Lors des mobilisations de 2015, la lutte contre l’extraction des hydrocarbures en territoires autochtones, qui ignoraient l’exploitation animale dans les élevages qui est responsable de l’émission de gaz à effet de serre, aurait gagné à intégrer des revendications antispécistes dans son programme. Étant donné que l’alimentation végane, une alimentation végétale, nous permet de favoriser la captation des gaz carboniques et de réduire leur émission, ce seul engagement aidait à cheminer vers les cibles de réduction des gaz à effet de serre. Et il n’exige pas de pratiques difficiles, qui demandent un grand engagement ou des changements draconiens dans nos modes de vie. Il nous permet de trouver de formes d’émancipation et d’atteindre plus de bonheur. Pourtant, les milieux soi-disant militants demeurent à la traîne en ce qui concerne la continuité des luttes écologistes, antispécistes et véganes, et manquent des occasions historiques d’alliances intersectionnelles.

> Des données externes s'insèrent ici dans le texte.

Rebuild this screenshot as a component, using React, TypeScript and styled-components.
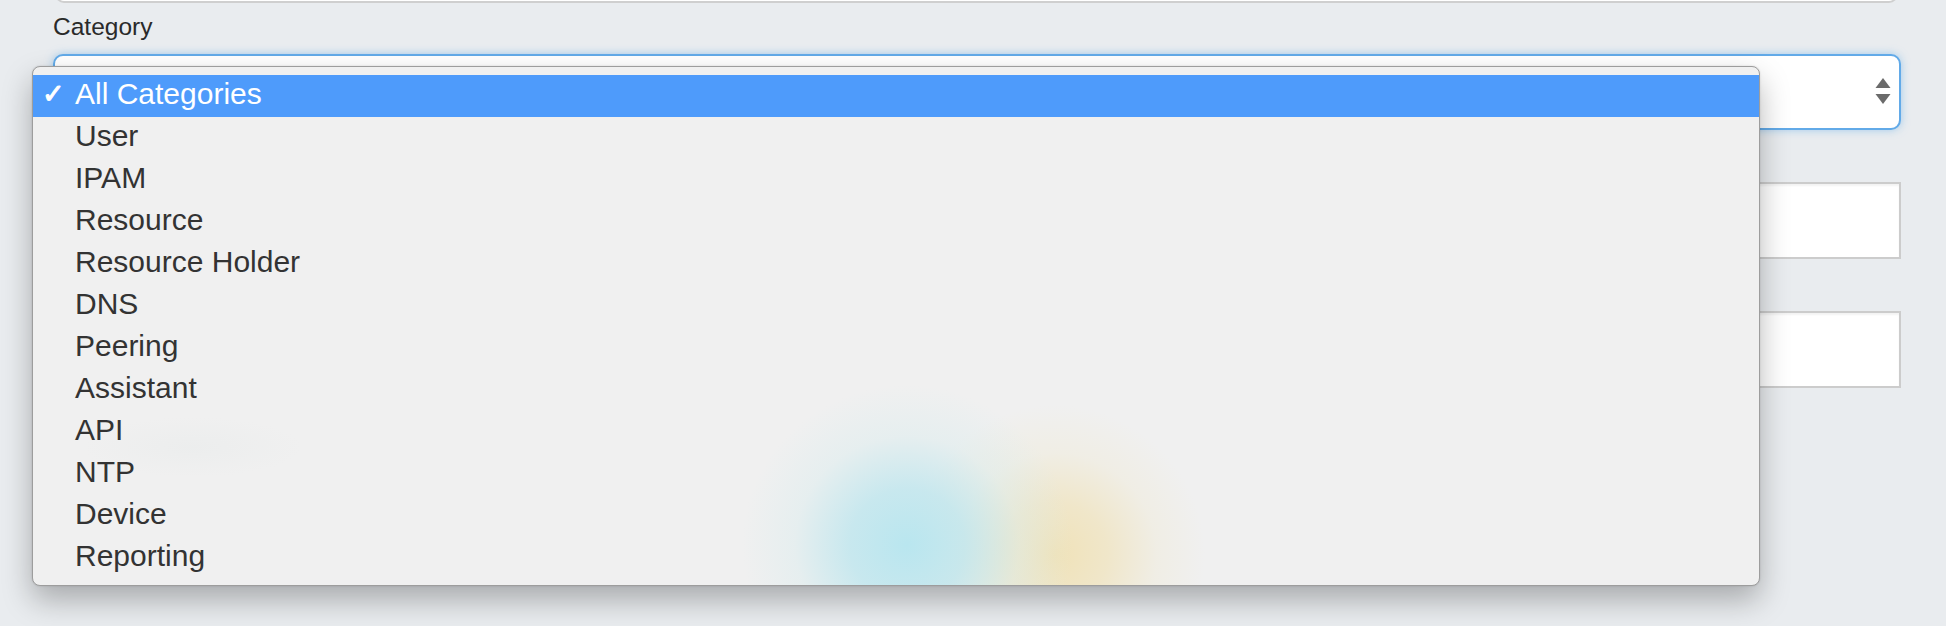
import React from "react";
import styled, { createGlobalStyle } from "styled-components";

const Global = createGlobalStyle`
  html, body {
    margin: 0;
    padding: 0;
    background: #e9ecef;
    width: 1946px;
    height: 626px;
    overflow: hidden;
  }
  * { box-sizing: border-box; }
`;

const Page = styled.div`
  position: relative;
  width: 1946px;
  height: 626px;
  background: #e9ecef;
  font-family: "Liberation Sans", Arial, sans-serif;
`;

const Form = styled.div`
  display: flex;
  flex-direction: column;
  padding: 0 45px 0 53px;
`;

const Field = styled.div<{ $gap?: number }>`
  display: flex;
  flex-direction: column;
  margin-top: ${(p) => p.$gap ?? 0}px;
`;

const TopInput = styled.div`
  height: 76px;
  margin-top: -73px;
  margin-left: 2px;
  margin-right: 3px;
  background: #fff;
  border: 2px solid #cfcfcf;
  border-radius: 9px;
`;

const Label = styled.label`
  margin-top: 10px;
  font-size: 24.5px;
  line-height: 28px;
  color: #2a2a2a;
`;

const Select = styled.div`
  position: relative;
  margin-top: 13px;
  height: 76px;
  background: #fff;
  border: 2px solid #62aae8;
  border-radius: 10px;
  box-shadow: 0 0 9px rgba(102, 175, 233, 0.55);
  display: flex;
  align-items: center;
  justify-content: flex-end;
  padding-right: 8px;
`;

const Arrows = styled.svg`
  display: block;
`;

const Input = styled.div`
  height: 77px;
  background: #fff;
  border: 2px solid #cccccc;
  box-shadow: inset 0 2px 2px rgba(0, 0, 0, 0.05);
`;

const Menu = styled.div`
  position: absolute;
  left: 32px;
  top: 66px;
  width: 1728px;
  height: 520px;
  padding: 8px 0;
  border: 1px solid #9d9d9d;
  border-radius: 8px;
  background:
    radial-gradient(ellipse 165px 160px at 874px 478px, rgba(185, 230, 239, 1), rgba(190, 230, 238, 0.8) 35%, rgba(215, 236, 238, 0.4) 68%, rgba(240, 240, 240, 0) 100%),
    radial-gradient(ellipse 150px 150px at 1022px 488px, rgba(240, 226, 184, 1), rgba(240, 228, 192, 0.8) 35%, rgba(240, 234, 212, 0.4) 68%, rgba(240, 240, 240, 0) 100%),
    radial-gradient(ellipse 110px 30px at 160px 380px, rgba(228, 232, 232, 0.35), rgba(240, 240, 240, 0) 100%),
    #f0f0f0;
  box-shadow: 0 14px 30px rgba(0, 0, 0, 0.28), 0 0 2px rgba(0, 0, 0, 0.15);
  overflow: hidden;
`;

const Item = styled.div<{ $active?: boolean }>`
  display: flex;
  height: 42px;
  line-height: 37px;
  padding-bottom: 5px;
  font-size: 30px;
  color: ${(p) => (p.$active ? "#ffffff" : "#333333")};
  background: ${(p) => (p.$active ? "#4e9bfb" : "transparent")};
`;

const CheckSlot = styled.span`
  width: 42px;
  padding-left: 9px;
  font-size: 27px;
  font-family: "DejaVu Sans", sans-serif;
  -webkit-text-stroke: 1px currentColor;
`;

const categories = [
  "All Categories",
  "User",
  "IPAM",
  "Resource",
  "Resource Holder",
  "DNS",
  "Peering",
  "Assistant",
  "API",
  "NTP",
  "Device",
  "Reporting",
];

export default function App() {
  return (
    <Page>
      <Global />
      <Form>
        <TopInput />
        <Field>
          <Label>Category</Label>
          <Select>
            <Arrows width="16" height="28" viewBox="0 0 16 28">
              <polygon points="8,0 15.5,10 0.5,10" fill="#6b6b6b" />
              <polygon points="0.5,16 15.5,16 8,26" fill="#6b6b6b" />
            </Arrows>
          </Select>
        </Field>
        <Field $gap={52}>
          <Input />
        </Field>
        <Field $gap={52}>
          <Input />
        </Field>
      </Form>
      <Menu>
        {categories.map((c, i) => (
          <Item key={c} $active={i === 0}>
            <CheckSlot>{i === 0 ? "✓" : ""}</CheckSlot>
            <span>{c}</span>
          </Item>
        ))}
      </Menu>
    </Page>
  );
}
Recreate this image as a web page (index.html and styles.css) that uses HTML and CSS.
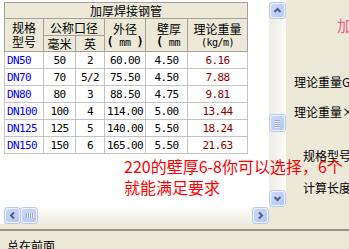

Alors que les enjeux de représentation demeurent politiques, il est important que les éléments présentés permettent une activité de réflexion et d’enseignement faisant preuve d’ouverture à l’égard de ces perspectives et discours, de manière à renverser progressivement les oppressions de toutes natures vécues par les étudiant·e·s, les jeunes chercheuses et chercheurs, les professeur·e·s et les chargé·e·s de cours que nous côtoyons.